I would live in a small walkup apartment in a brownstone in bridgeport. it would have a large front window, a bathroom with a clawfoot tub and white painted beadboard walls. A single bulb withg a pullchain would hang over a wood framed mirror, and a glass shelf over the toilet but under the wall mounted toilet tank would hold my razor, a mug, and a bar of Yardley’s soap to shave up into the mug for lather. My razor stop would hang from a hook on the back of the door. There would be a Monitor Top refrigerator in the kitchen, and a beseler 23c enlarger.
I would have a desk in the city room with a Reminton typewriter, and I would use, as a paperweight, the 20 point slug of type that was the headline for my veyr first front-page story. My desk would have an ashtray the size of a hubcap, and I would buy Pall Malls by the carton, a couple times a week.
I would have a Speed Graphic in the trunk of my car. The whole kit. I would also carry a Tessina in my right breast pocket. I would have a Police Snub Nose 38 in a shoulder holster on the left side. I would smell like Van Sons Rubber Base plus almost all the time. That, and Old Spice.
I wouldn’t change a thing about my life, but I sometimes like daydreaming about how it would be different.
17 comments Og | Uncategorized

I’m with ya, but this fat boy would miss A/C – real bad.
I think I have a glimmering of where THAT train of thought came from.
M
I would be at the desk adjacent to yours. Our daily conversations would always include comments about what is wrong with “The Damn Cubs/Bears”, depending on the season. I remember reading Royko on an almost daily basis, read Eirne Pyle’s works via the library. Twain’s considerable output as a newspaperman, also read (and still on hand).
My other option dream-wise, was to be a bass-baritone version of Sinatra (waits for the internet wide laughter to die down). The old standards (Porter in particular, though not exclusively)as done by a big band or in a smoke filled lounge brought to life via nicotine stained piano keys (Hoagie Carmichael where are you?).
I think I was born 40 years too late.
If you could afford that 1937 Lincoln Zephyr on your reporter’s pay, you could probably find a parking space wherever you went. I don’t think that many people living in the city owned cars in those days. They rode streetcars.
Don’t forget the police scanner, so you can show up at the scene and get the pics before the rest of the crowd messes up the shot. Then they can marvel at how you have a sixth sense and seem to always know where to be (must be using a ouija board), and give you the name Weegie.
Great, Nancy, piss in my daydream.
Actually, a Zephyr wasn’t that expensive a car. My uncle had one, on machinist’s pay.

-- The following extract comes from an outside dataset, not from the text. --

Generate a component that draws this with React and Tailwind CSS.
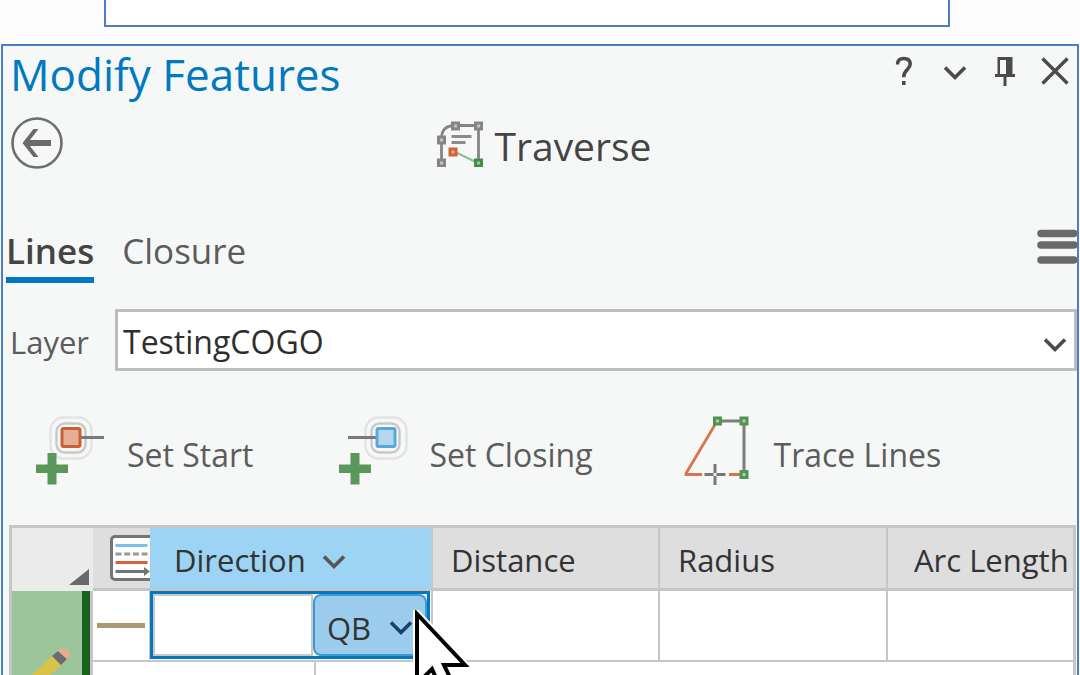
import { useState } from "react";

const ChevronIcon = ({ className }) => (
  <svg
    viewBox="0 0 24 16"
    fill="none"
    stroke="currentColor"
    strokeWidth="3.600"
    className={`w-6 h-4 shrink-0 ${className}`}
  >
    <path d="M2 2.5 12 12.5 22 2.5" />
  </svg>
);

const HelpIcon = () => (
  <svg viewBox="0 0 18 30" fill="none" stroke="currentColor" strokeWidth="3.600" className="w-[18px] h-[30px]">
    <path d="M2.5 8.5C2.5 4 5 2.500 8.6 2.500c4 0 6.600 2 6.600 5.600 0 5.200-6.400 6.200-6.400 12.200v1" />
    <path d="M7 25h3.600v4H7z" fill="currentColor" stroke="none" />
  </svg>
);

const PinIcon = () => (
  <svg viewBox="0 0 20 30" className="w-5 h-[30px]">
    <path d="M2.500 1h15v17h2.500v3h-8.500v9h-3v-9H0v-3h2.500z" fill="currentColor" />
    <path d="M5 4h6v14H5z" fill="#f6f8f8" />
  </svg>
);

const CloseIcon = () => (
  <svg viewBox="0 0 28 28" fill="none" stroke="currentColor" strokeWidth="3.400" className="w-7 h-7">
    <path d="M1.500 1.500l25 25M26.500 1.500l-25 25" />
  </svg>
);

const BackIcon = () => (
  <svg viewBox="0 0 52 52" className="w-13 h-13">
    <circle cx="26" cy="26" r="24.500" fill="none" stroke="#6e6e6e" strokeWidth="2.600" />
    <path d="M11.500 26 22.500 12h5L19 23h21v6H19l8.500 11h-5z" fill="#6a6a6a" />
  </svg>
);

const TraverseIcon = () => (
  <svg viewBox="0 0 46 46" fill="none" className="w-[46px] h-[46px]">
    <path d="M4.500 41V18C4.500 9 9 4.500 18 4.500h23.500V41" stroke="#858585" strokeWidth="2.800" />
    <path d="M14.500 15.500h20M14.500 21.500h14" stroke="#8c8c8c" strokeWidth="2.800" />
    <path d="M17 30.500 41 42" stroke="#8fc08f" strokeWidth="2.400" />
    <g stroke="#858585" strokeWidth="3" fill="#c4c4c4">
      <rect x="15.500" y="2" width="6" height="6" />
      <rect x="38.500" y="2" width="6" height="6" />
      <rect x="1.500" y="16" width="6" height="6" />
      <rect x="1.500" y="39" width="6" height="6" />
    </g>
    <rect x="13" y="28" width="6" height="6" stroke="#d0623c" strokeWidth="3" fill="#f0a98e" />
    <rect x="38.500" y="39" width="6" height="6" stroke="#3f8f45" strokeWidth="3" fill="#9bd09b" />
  </svg>
);

const SetStartIcon = () => (
  <svg viewBox="0 0 70 70" fill="none" className="w-[70px] h-[70px]">
    <rect x="14.500" y="1.500" width="41" height="41" rx="13" stroke="#e3e3e3" strokeWidth="2.400" />
    <rect x="20.500" y="7.500" width="29" height="29" rx="8" stroke="#c9c9c9" strokeWidth="2.400" />
    <path d="M45 21.500h23" stroke="#7a7a7a" strokeWidth="3" />
    <rect x="26" y="12.500" width="18" height="18" rx="1.500" fill="#e6ae92" stroke="#cb5f38" strokeWidth="3" />
    <path d="M11.500 37h9v11.500H32v8.500H20.500v11.500h-9V57H0v-8.500h11.500z" fill="#5a975b" />
  </svg>
);

const SetClosingIcon = () => (
  <svg viewBox="0 0 70 70" fill="none" className="w-[70px] h-[70px]">
    <rect x="26.500" y="1.500" width="41" height="41" rx="13" stroke="#e3e3e3" strokeWidth="2.400" />
    <rect x="32.500" y="7.500" width="28" height="29" rx="8" stroke="#c9c9c9" strokeWidth="2.400" />
    <path d="M9 21.500h29" stroke="#7a7a7a" strokeWidth="3" />
    <rect x="38" y="12.500" width="18" height="18" rx="1.500" fill="#b8d6ea" stroke="#55a9dc" strokeWidth="3" />
    <path d="M11.500 37h9v11.500H32v8.500H20.500v11.500h-9V57H0v-8.500h11.500z" fill="#5a975b" />
  </svg>
);

const TraceLinesIcon = () => (
  <svg viewBox="0 0 66 70" fill="none" className="w-[66px] h-[70px]">
    <path d="M33.500 5h26.500v53" stroke="#7d7d7d" strokeWidth="3" />
    <path d="M32 7 2 57.500v1h16M45 58.500h14" stroke="#d97450" strokeWidth="2.800" />
    <path d="M20.500 58.500h21M31 48v21" stroke="#777" strokeWidth="3" />
    <path d="M29.500 57h3v3h-3z" fill="#eee" />
    <g stroke="#4f9453" strokeWidth="3" fill="#a8d3a8">
      <rect x="30.500" y="2" width="6" height="6" />
      <rect x="57" y="2" width="6" height="6" />
      <rect x="57" y="55.500" width="6" height="6" />
    </g>
  </svg>
);

const LineTypeIcon = () => (
  <svg viewBox="0 0 40 46" fill="none" className="block w-10 h-[46px]">
    <path d="M41 1.500H5a3.500 3.500 0 0 0-3.500 3.500v36A3.500 3.500 0 0 0 5 44.500h36" fill="#fdfdfd" stroke="#747474" strokeWidth="3" />
    <path d="M5.500 10.500h32" stroke="#7dbde8" strokeWidth="3" />
    <path d="M5.500 19h32" stroke="#999" strokeWidth="3" strokeDasharray="6 2.700" />
    <path d="M5.500 27.500h32" stroke="#d2633c" strokeWidth="3" />
    <path d="M5.500 36.500h30" stroke="#747474" strokeWidth="3" />
    <path d="M34 32l6 4.500-6 4.500z" fill="#747474" />
  </svg>
);

const PencilIcon = () => (
  <svg viewBox="0 0 60 60" className="block w-[60px] h-[60px]">
    <path d="M40 9l9 9-32 31-12 4 3-13z" fill="#d9c24a" />
    <path d="M46 4l9 8-6 6-9-9z" fill="#6b6b6b" />
    <path d="M46 4c2-3 6-4 9-2s4 6 1 9l-1 1z" fill="#e3ac93" />
  </svg>
);

const CursorIcon = () => (
  <svg viewBox="0 0 60 90" className="w-[60px] h-[90px]">
    <path
      d="M4 4v70l15-15 11 25 12-6-11-23h21z"
      fill="#fff"
      stroke="#fff"
      strokeWidth="8"
    />
    <path
      d="M4 4v70l15-15 11 25 12-6-11-23h21z"
      fill="#fff"
      stroke="#000"
      strokeWidth="4"
    />
  </svg>
);

const tools = [
  { name: "Set Start", icon: SetStartIcon, style: "gap-[21px]" },
  { name: "Set Closing", icon: SetClosingIcon, style: "gap-5 ml-[86px]" },
  { name: "Trace Lines", icon: TraceLinesIcon, style: "gap-6 ml-[91px]" },
];

const TitleBar = () => (
  <header className="flex items-center justify-between pl-[7px] pr-2 h-14">
    <h1 className="text-[44px] leading-[56px] text-[#0079c1]">Modify Features</h1>
    <div className="flex items-center pb-1.5 text-[#4b4b4b]">
      <button type="button" aria-label="Help" className="mr-[30px]">
        <HelpIcon />
      </button>
      <button type="button" aria-label="Options" className="mr-7 pt-1">
        <ChevronIcon />
      </button>
      <button type="button" aria-label="Auto hide" className="mr-[26px]">
        <PinIcon />
      </button>
      <button type="button" aria-label="Close">
        <CloseIcon />
      </button>
    </div>
  </header>
);

const TraverseTable = () => {
  const [direction, setDirection] = useState("");

  return (
    <table className="w-full table-fixed border-separate border-spacing-0 border-[3px] border-[#c6c6c6] bg-white text-[31px] text-[#333]">
      <colgroup>
        <col className="w-[81px]" />
        <col className="w-[57px]" />
        <col className="w-[166px]" />
        <col className="w-[117px]" />
        <col className="w-[227px]" />
        <col className="w-[228px]" />
        <col />
      </colgroup>
      <thead>
        <tr className="h-[63px] text-left">
          <th aria-label="Select all" className="bg-[#ebebeb] p-0 align-bottom">
            <svg viewBox="0 0 20 16" className="block w-5 h-4 ml-auto mr-1 mb-1.5">
              <path d="M0 16 20 0v16z" fill="#696969" />
            </svg>
          </th>
          <th aria-label="Line type" className="bg-[#dedede] border-b-3 border-[#c6c6c6] p-0 pl-[17px]">
            <LineTypeIcon />
          </th>
          <th colSpan={2} className="bg-[#9dd4f4] border-b-3 border-r-2 border-[#c6c6c6] pt-1 pb-0 px-6 font-normal">
            <span className="flex items-center gap-4">
              Direction
              <ChevronIcon className="mt-1 text-[#555]" />
            </span>
          </th>
          <th className="bg-[#dedede] border-b-3 border-r-2 border-[#c6c6c6] pt-1 pb-0 px-[18px] font-normal">
            Distance
          </th>
          <th className="bg-[#dedede] border-b-3 border-r-2 border-[#c6c6c6] pt-1 pb-0 px-[18px] font-normal">
            Radius
          </th>
          <th className="bg-[#dedede] border-b-3 border-[#c6c6c6] pt-1 pb-0 pl-[26px] pr-0 font-normal whitespace-nowrap">
            Arc Length
          </th>
        </tr>
      </thead>
      <tbody>
        <tr className="h-[71px]">
          <td rowSpan={2} className="bg-[#9cc59b] border-r-3 border-[#c6c6c6] p-0 align-top">
            <div className="border-r-8 border-[#19631f] h-[142px] pt-14">
              <PencilIcon />
            </div>
          </td>
          <td className="border-b-2 border-r border-[#c6c6c6] py-0 px-1">
            <div className="h-[5px] bg-[#aa9c70]" />
          </td>
          <td colSpan={2} className="border-b-2 border-r-2 border-[#c6c6c6] p-0 align-top">
            <div className="relative flex h-[68px] mr-px border-3 border-[#0079c1]">
              <input
                type="text"
                aria-label="Direction"
                value={direction}
                onChange={(e) => setDirection(e.target.value)}
                className="min-w-0 flex-1 bg-white border-2 border-[#c9c9c9] px-2 outline-none"
              />
              <button
                type="button"
                className="flex items-center justify-between w-[114px] pt-1.5 pl-3 pr-3 bg-[#9bcceb] border-2 border-[#3a9ad4] rounded-lg"
              >
                QB
                <ChevronIcon className="text-[#1c3f6e]" />
              </button>
              <div className="absolute left-[260px] top-4 pointer-events-none">
                <CursorIcon />
              </div>
            </div>
          </td>
          <td className="border-b-2 border-r-2 border-[#c6c6c6]" />
          <td className="border-b-2 border-r-2 border-[#c6c6c6]" />
          <td className="border-b-2 border-[#c6c6c6]" />
        </tr>
        <tr className="h-[71px]">
          <td colSpan={2} className="border-r-2 border-[#c6c6c6]" />
          <td colSpan={4} />
        </tr>
      </tbody>
    </table>
  );
};

export default function App() {
  const [layer, setLayer] = useState("TestingCOGO");

  return (
    <div className="h-screen overflow-hidden bg-[#fdfdfd] font-['Open_Sans','Noto_Sans',sans-serif]">
      <div className="h-[27px] ml-[104px] mr-[130px] bg-white border-2 border-t-0 border-[#4a80c2]" />

      <main className="mt-[17px] mx-px bg-[#f6f8f8] border-2 border-[#4a80c2]">
        <TitleBar />

        <div className="relative flex items-center justify-center h-[82px] pl-2 mt-px">
          <button type="button" aria-label="Back" className="absolute left-2 top-3.5">
            <BackIcon />
          </button>
          <h2 className="flex items-center gap-3 text-[39px] text-[#444]">
            <TraverseIcon />
            <span className="pt-1">Traverse</span>
          </h2>
        </div>

        <nav className="flex items-start justify-between mt-10 pl-[3px] text-[35px] leading-[52px]">
          <div className="flex gap-7">
            <button type="button" className="font-semibold text-[#444] border-b-6 border-[#0079c1]">
              Lines
            </button>
            <button type="button" className="text-[#5c5c5c] border-b-6 border-transparent">
              Closure
            </button>
          </div>
          <button type="button" aria-label="Menu" className="mt-1">
            <svg viewBox="0 0 40 36" className="w-10 h-9" stroke="#6a6a6a" strokeWidth="7.500" strokeLinecap="round">
              <path d="M4 4.500h33M4 16h33M4 31h33" />
            </svg>
          </button>
        </nav>

        <div className="flex items-center mt-[26px] pl-[7px]">
          <label htmlFor="layer" className="w-[105px] pt-1 text-[31px] text-[#5c5c5c]">
            Layer
          </label>
          <div className="relative flex-1">
            <select
              id="layer"
              value={layer}
              onChange={(e) => setLayer(e.target.value)}
              className="block w-full h-[62px] appearance-none bg-white border-3 border-[#bcbdc1] pt-1 pl-[5px] text-[32px] text-[#2e2e2e]"
            >
              <option>TestingCOGO</option>
            </select>
            <ChevronIcon className="absolute right-[10px] top-7 pointer-events-none text-[#4b4b4b]" />
          </div>
        </div>

        <div className="flex items-center mt-[45px] pl-[33px] text-[32px] text-[#5c5c5c]">
          {tools.map(({ name, icon: Icon, style }) => (
            <button key={name} type="button" className={`flex items-center whitespace-nowrap ${style}`}>
              <Icon />
              <span className="pt-2">{name}</span>
            </button>
          ))}
        </div>

        <div className="mt-[39px] pl-1.5 pr-px">
          <TraverseTable />
        </div>
      </main>
    </div>
  );
}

Learned the Speed Graflex myself (evidence camera) once…carried a .38 Smith Mdl 36 1 7/8″ in the shoulder holster (or a Mauser HSC, depended on how I felt at the time).
BUT I WAS A COP!
Reporters never have carried much heat, so maybe you were a plant on the paper from the Daley Machine?
/ducks as the lead weight zings across the room at my head, and rounds the street corner just as the first two 158-gr round-nose lead slugs from the .38 zing into the brick wall a foot from my head…/
PS The Lincoln Zephyr WAS a gangster mobile, so that confirms it….
My Dad was in the business. My first job was running proofs of copy set on linotype machines. I ended up doing the conversion at the paper from hot-type machines to cold-type nachines, starting with vaccum-tube machines using punch tape and finishing with computer-fed IC-controlled printers.
I would like to live at the turn of the 20th Century.
“PS The Lincoln Zephyr WAS a gangster mobile, so that confirms it…. ”
It’s Chicago. Your problem with that would be…..?
Or perhaps I should say:
It’s Chicaga. You gotta problem wit dat?
I believe that I would prefer a Packard.
Personally, I’ll let my driver handle all travel arrangements.
swmbo
I would have preferred France. The spring of ’17, or summer of ’44.
HB: “I would like to live at the turn of the 20th Century.”
Throw in antibiotics and I’m there with you. Otherwise, I’m just as happy post-WWII.
I’m pretty sure you just described Larry Fine’s existence.
you got trouble with that,Vman? fine got more ass than a subway crapper.